In an interview with the Sunday Times, Qwabe stated, “These [Oxford’s colleges] are OUR institutions and we have every right to challenge them to change so as to reflect OUR realities.”

This is how Qwabe refers to one of the two major educational bastions of British imperialism—a college that saw the withdrawal of £1.5 million in donations as a result of the campaign to remove the statue of Rhodes and which was reportedly threatened with the loss of a further £100 million from benefactors if the statue was indeed removed.

That he sees Oxford’s colleges as “our” institutions says everything that needs to be said about the real political aims of the campaign’s organisers—to integrate themselves into the structures of imperialist and capitalist rule.

The British bourgeoisie pursued a strategy of cultivating relations with representatives of the local elites through institutions such as Oxford and Cambridge universities and Sandhurst Royal Military Academy when it presided over an empire.

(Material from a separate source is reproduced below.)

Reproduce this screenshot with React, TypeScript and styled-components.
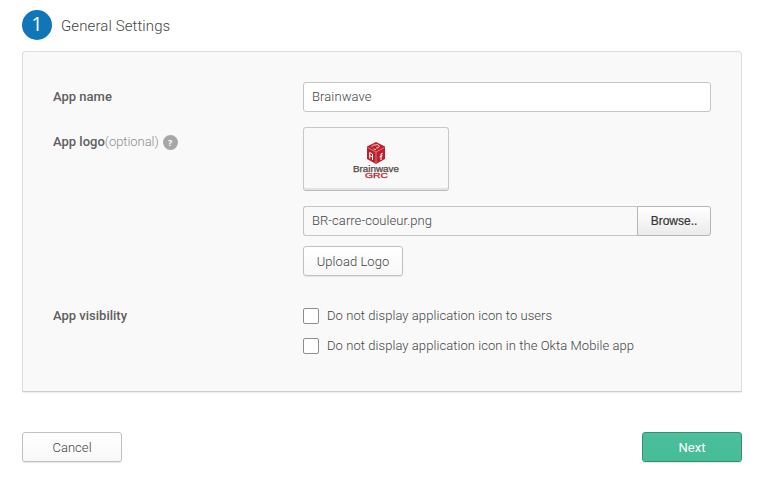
import React from "react";
import styled, { createGlobalStyle } from "styled-components";

const GlobalStyle = createGlobalStyle`
  *, *::before, *::after { box-sizing: border-box; }
  body { margin: 0; background: #fff; color: #444; font: 300 13px/20px Roboto, sans-serif; }
  button, input { font: inherit; color: inherit; letter-spacing: inherit; }
`;

const Page = styled.main`
  width: 763px;
  height: 485px;
  padding: 10px 21px 0 22px;
  overflow: hidden;
`;

const StepHeader = styled.header`
  display: flex;
  align-items: center;
  height: 30px;
  gap: 9px;
`;

const StepNumber = styled.span`
  width: 30px;
  height: 30px;
  border-radius: 50%;
  background: #1076b8;
  color: #fff;
  font: 20px/28px "Open Sans", sans-serif;
  text-align: center;
`;

const Title = styled.h1`
  margin: 2px 0 0;
  font-size: 15px;
  font-weight: 300;
  letter-spacing: 0.1px;
`;

const Panel = styled.section`
  height: 341px;
  margin-top: 11px;
  padding: 30px;
  background: #f9f9f9;
  border: 1px solid #ddd;
  border-bottom-color: #ccc;
  border-radius: 4px 4px 0 0;
  box-shadow: 0 1px 1px #eee;
`;

const Field = styled.div<{ $gap?: number }>`
  display: grid;
  grid-template-columns: 250px 408px;
  margin-bottom: ${(p) => p.$gap ?? 15}px;
`;

const Label = styled.div<{ $top?: number }>`
  display: flex;
  align-items: center;
  height: 20px;
  margin-top: ${(p) => p.$top ?? 5}px;
  color: #5e5e5e;
  font-weight: 500;
  letter-spacing: 0;
`;

const Optional = styled.span`
  color: #8e8e8e;
  font-weight: 300;
  letter-spacing: -0.05px;
`;

const Help = styled.span`
  width: 15px;
  height: 15px;
  margin-left: 4px;
  border-radius: 50%;
  background: #a7a7a7;
  color: #fff;
  font: bold 9px/15px "Open Sans", sans-serif;
  text-align: center;
`;

const TextInput = styled.input`
  width: 408px;
  height: 30px;
  padding: 0 8px 1px;
  background: #fff;
  border: 1px solid #c5c5c5;
  border-radius: 3px;
  outline: none;
  letter-spacing: 0.1px;
`;

const LogoBox = styled.div`
  display: flex;
  justify-content: center;
  width: 146px;
  height: 64px;
  padding-top: 13px;
  border: 1px solid #c8c8c8;
  border-bottom-color: #bbb;
  border-radius: 3px;
  box-shadow: inset 0 -2px 0 #e3e3e3;
`;

const FilePicker = styled.div`
  display: flex;
  height: 30px;
  margin-top: 15px;
`;

const FileName = styled.div`
  flex: 1;
  padding: 4px 8px;
  border: 1px solid #c5c5c5;
  border-right: 0;
  border-radius: 3px 0 0 3px;
  letter-spacing: 0.05px;
`;

const Browse = styled.button`
  width: 74px;
  padding: 0;
  border: 1px solid #b5b5b5;
  border-radius: 0 3px 3px 0;
  background: linear-gradient(#fff, #ebebeb);
  color: #333;
  font: 12px "Liberation Sans", Arial, sans-serif;
  -webkit-text-stroke: 0.2px #333;
`;

const Button = styled.button<{ $primary?: boolean; $top?: number }>`
  display: block;
  width: 100px;
  height: 30px;
  margin-top: ${(p) => p.$top ?? 0}px;
  padding: 1px 0 0;
  border: 1px solid ${(p) => (p.$primary ? "#32916f" : "#c1c1c1")};
  border-radius: 3px;
  background: ${(p) => (p.$primary ? "linear-gradient(#4cbf9c, #46bc97)" : "linear-gradient(#fff, #f8f8f8)")};
  box-shadow: 0 1px 1px #e4e4e4;
  color: ${(p) => (p.$primary ? "#fff" : "#444")};
  font-weight: ${(p) => (p.$primary ? 400 : 300)};
  letter-spacing: 0.05px;
`;

const CheckRow = styled.label`
  display: flex;
  align-items: center;
  height: 20px;
  margin-bottom: 10px;
  gap: 8px;
  letter-spacing: 0.065px;
  white-space: nowrap;
`;

const Checkbox = styled.input`
  appearance: none;
  width: 16px;
  height: 16px;
  margin: 0;
  border: 1px solid #8e8e8e;
  border-radius: 2px;
  background: #fff;
`;

const Actions = styled.footer`
  display: flex;
  justify-content: space-between;
  margin-top: 40px;
`;

function BrainwaveLogo() {
  return (
    <svg width="50" height="40" viewBox="0 0 50 40" role="img" aria-label="Brainwave GRC">
      <path d="M25 1l9 4.5V18l-9 5-9-5V5.5z" fill="#be202b" />
      <path d="M16.5 6.5L25 11l8.5-4.5M25 11v11" fill="none" stroke="#e3a0a4" strokeWidth=".7" />
      <path d="M20.5 5.8l2-1.6 4-.5 2 1.3-1.2 1.6-2.2.5M22.5 8l2.5.6" fill="none" stroke="#fff" strokeWidth=".8" />
      <path d="M18.7 17.5v-6l2.8 1.5V19M18.7 14.5l2.8 1.5" fill="none" stroke="#fff" strokeWidth="1" />
      <path d="M31.8 12.3l-1.8.7v6M28.5 16l3-1.3" fill="none" stroke="#fff" strokeWidth="1" />
      <text x="2" y="30.5" textLength="46" lengthAdjust="spacingAndGlyphs" fontFamily="Liberation Sans" fontSize="8.5" fill="#554640" stroke="#554640" strokeWidth=".25">Brainwave</text>
      <text x="14" y="37" textLength="23" lengthAdjust="spacingAndGlyphs" fontFamily="Liberation Sans" fontSize="6.5" fill="#be202b" stroke="#be202b" strokeWidth=".25">GRC</text>
    </svg>
  );
}

export default function App() {
  return (
    <>
      <GlobalStyle />
      <Page>
        <StepHeader>
          <StepNumber>1</StepNumber>
          <Title>General Settings</Title>
        </StepHeader>
        <Panel>
          <Field>
            <Label>App name</Label>
            <TextInput defaultValue="Brainwave" aria-label="App name" />
          </Field>
          <Field $gap={30}>
            <Label>
              App logo<Optional>(optional)</Optional>
              <Help>?</Help>
            </Label>
            <div>
              <LogoBox><BrainwaveLogo /></LogoBox>
              <FilePicker>
                <FileName>BR-carre-couleur.png</FileName>
                <Browse>Browse..</Browse>
              </FilePicker>
              <Button $top={10}>Upload Logo</Button>
            </div>
          </Field>
          <Field>
            <Label $top={0}>App visibility</Label>
            <div>
              <CheckRow><Checkbox type="checkbox" />Do not display application icon to users</CheckRow>
              <CheckRow><Checkbox type="checkbox" />Do not display application icon in the Okta Mobile app</CheckRow>
            </div>
          </Field>
        </Panel>
        <Actions>
          <Button>Cancel</Button>
          <Button $primary>Next</Button>
        </Actions>
      </Page>
    </>
  );
}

It never abandoned this policy, recognising the value of building strong political bonds to facilitate trade, investment and military cooperation.

Last month Conservative Prime Minister David Cameron made one of his occasional attempts to project a progressive image, urging Oxford to step up its efforts to encourage “diversity” with Downing Street, citing a plan to publish data “showing the ethnic, gender and socio-economic breakdown for applications, entry, and retention in key disciplines at all higher education institutions.”

Cameron noted as an example that Oxford accepted only 27 black British students in a single year.

This is the social reality of Oxford and similar institutions. The desire of a privileged layer of black students, whether from overseas or the UK, to take down a few statues, give them or their peers positions as lecturers and make alterations to the syllabus to stress issues of race and identity does not change this situation, and has nothing to do with a struggle against either the legacy of imperialism or its contemporary reality.